Journal of Chemical and Engineering Data, Vol.62, No.10, 3542-3550, 2017
Extracting Vapor Pressure Data from GLC Retention Times. Part 1: Analysis of Single Reference Approach
The vapor pressures of 52 compounds including n-alkanes and their monosubstituted derivatives, as well as chloroand alkylbenzenes were determined exploring the gas chromatographic relative retention time (GLC-RT) technique in its simplest form, that is, using a single reference standard and neglecting the activity coefficient effect (GLC-RT1S). The selection of compounds was limited to those which are in the liquid state under the measurement conditions and for which high-quality vapor pressures obtained by direct methods are available at temperatures of GLC measurements. This approach should eliminate possible secondary error sources (such as data extrapolation or recalculation from supercooled liquid to solid phase or vice versa). On the basis of a thorough comparison of the GLC-RT1S-based and directly measured vapor pressures for the group of (functionalired) n-alkanes and by exploiting n-alkanes as reference solutes it is clear that deviations from direct data are significant (in many tens of percent) when single reference compounds are used.

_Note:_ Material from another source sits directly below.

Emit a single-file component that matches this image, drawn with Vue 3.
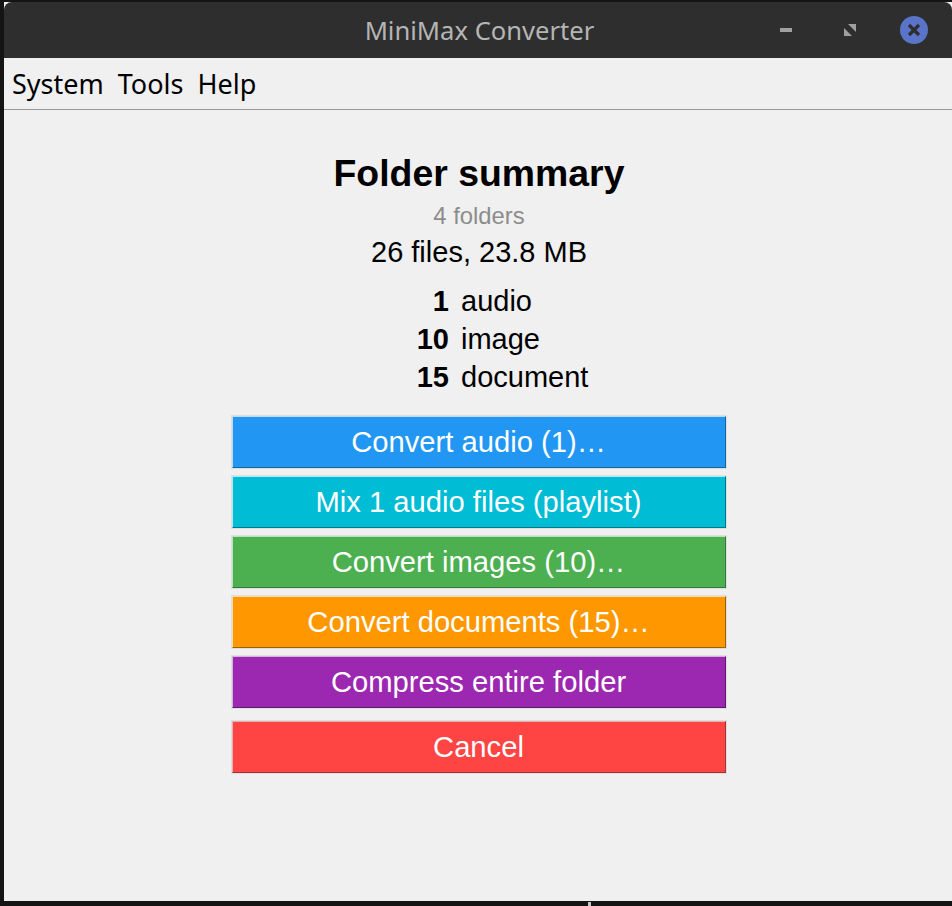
<script setup>
const counts = [
  { n: 1, label: 'audio' },
  { n: 10, label: 'image' },
  { n: 15, label: 'document' }
];

const actions = [
  { text: 'Convert audio (1)…', bg: '#2196f3', top: '#bcdcf5', bottom: '#17689f' },
  { text: 'Mix 1 audio files (playlist)', bg: '#00bcd4', top: '#a6eef5', bottom: '#00798a' },
  { text: 'Convert images (10)…', bg: '#4caf50', top: '#b9e4bb', bottom: '#357a38' },
  { text: 'Convert documents (15)…', bg: '#ff9800', top: '#f5dcb0', bottom: '#9c6200' },
  { text: 'Compress entire folder', bg: '#9c27b0', top: '#d5b3dc', bottom: '#5f1a6c' }
];
</script>

<template>
  <div class="desktop">
    <div class="window">
      <header class="titlebar">
        <span class="title">MiniMax Converter</span>
        <div class="controls">
          <svg class="minimize" width="12" height="4" viewBox="0 0 12 4"><rect width="12" height="4" fill="#a0a0a0" /></svg>
          <svg class="resize" width="12" height="12" viewBox="0 0 12 12">
            <path d="M4 0H12V8zM0 4L8 12H0z" fill="#a0a0a0" />
          </svg>
          <svg class="close" width="28" height="28" viewBox="0 0 28 28">
            <circle cx="14" cy="14" r="14" fill="#5a74c9" />
            <path d="M9 9L19 19M19 9L9 19" stroke="#2e2e2e" stroke-width="3.2" />
          </svg>
        </div>
      </header>
      <nav class="menubar">
        <span>System</span>
        <span>Tools</span>
        <span>Help</span>
      </nav>
      <main class="content">
        <h1>Folder summary</h1>
        <div class="folders">4 folders</div>
        <div class="files">26 files, 23.8 MB</div>
        <div class="counts">
          <template v-for="c in counts" :key="c.label">
            <b>{{ c.n }}</b>
            <span>{{ c.label }}</span>
          </template>
        </div>
        <div class="actions">
          <button
            v-for="a in actions"
            :key="a.text"
            class="btn"
            :style="{ background: a.bg, borderTopColor: a.top, borderLeftColor: a.top, borderBottomColor: a.bottom, borderRightColor: a.bottom }"
          >{{ a.text }}</button>
          <button class="btn cancel">Cancel</button>
        </div>
      </main>
    </div>
    <i class="speck"></i>
  </div>
</template>

<style scoped>
.desktop {
  position: relative;
  width: 952px;
  height: 906px;
  background: #141414;
  padding: 2px 0 5px 4px;
  box-sizing: border-box;
  overflow: hidden;
}

/* little light mark of the wallpaper under the window */
.speck {
  position: absolute;
  left: 588px;
  top: 902px;
  width: 3px;
  height: 4px;
  background: #c8c8c8;
}

.window {
  height: 100%;
  background: #f0f0f0;
  display: flex;
  flex-direction: column;
}

.titlebar {
  height: 56px;
  flex: none;
  background: #2e2e2e;
  border-radius: 8px 8px 0 0;
  position: relative;
  display: flex;
  align-items: center;
  justify-content: center;
  padding-left: 3px;
}

.title {
  font-family: "Noto Sans", sans-serif;
  font-size: 25.6px;
  color: #b5b5b5;
}

.controls {
  position: absolute;
  right: 24px;
  top: 14px;
  display: flex;
  align-items: center;
}

.resize {
  margin-left: 52px;
}

.close {
  margin-left: 44px;
}

.menubar {
  height: 52px;
  flex: none;
  box-sizing: border-box;
  border-bottom: 1px solid #9a9a9a;
  display: flex;
  align-items: center;
  gap: 14px;
  padding: 0 0 0 8px;
  font-family: "Noto Sans", sans-serif;
  font-size: 27px;
  color: #000;
}

.content {
  flex: 1;
  display: flex;
  flex-direction: column;
  align-items: center;
  font-family: "Liberation Sans", sans-serif;
  color: #000;
  padding: 41px 0 0 2px;
}

h1 {
  margin: 0;
  font-size: 37.4px;
  line-height: 44px;
  font-weight: 700;
}

.folders {
  font-size: 23.8px;
  line-height: 26px;
  color: #8c8c8c;
  margin-top: 8px;
}

.files {
  font-size: 29px;
  line-height: 34px;
  margin-top: 6px;
}

.counts {
  width: 494px;
  display: grid;
  grid-template-columns: 217px 1fr;
  column-gap: 12px;
  font-size: 29px;
  line-height: 38px;
  margin-top: 13px;
}

.counts b {
  text-align: right;
}

.actions {
  width: 494px;
  display: flex;
  flex-direction: column;
  gap: 8px;
  margin-top: 20px;
}

.btn {
  height: 52px;
  box-sizing: border-box;
  border: 1px solid;
  box-shadow: 0 0 0 1px #dedede;
  padding: 0 1px 0 0;
  color: #fff;
  font-family: "Liberation Sans", sans-serif;
  font-size: 29.2px;
}

.cancel {
  background: #ff4444;
  border-color: #e6b0b0 #a83030 #a83030 #e6b0b0;
  margin-top: 5px;
}
</style>

<style>
html, body {
  margin: 0;
  background: #141414;
}
</style>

However, when an n-alkane that has a retention time lower than the test compound but close to it is used as the reference, the relative errors do not exceed 20%. Overall, the method has been found to be rather reliable over a wide range of conditions for nonpolar and slightly polar substances. For polar compounds, such as alcohols or nitriles, the results do confirm the need to carefully select standards with the same functionality as the targets to be evaluated. In contrast to homologous series no regular pattern can be observed for functionalized benzenes even if the reference compounds were selected from the same group of substituted benzenes.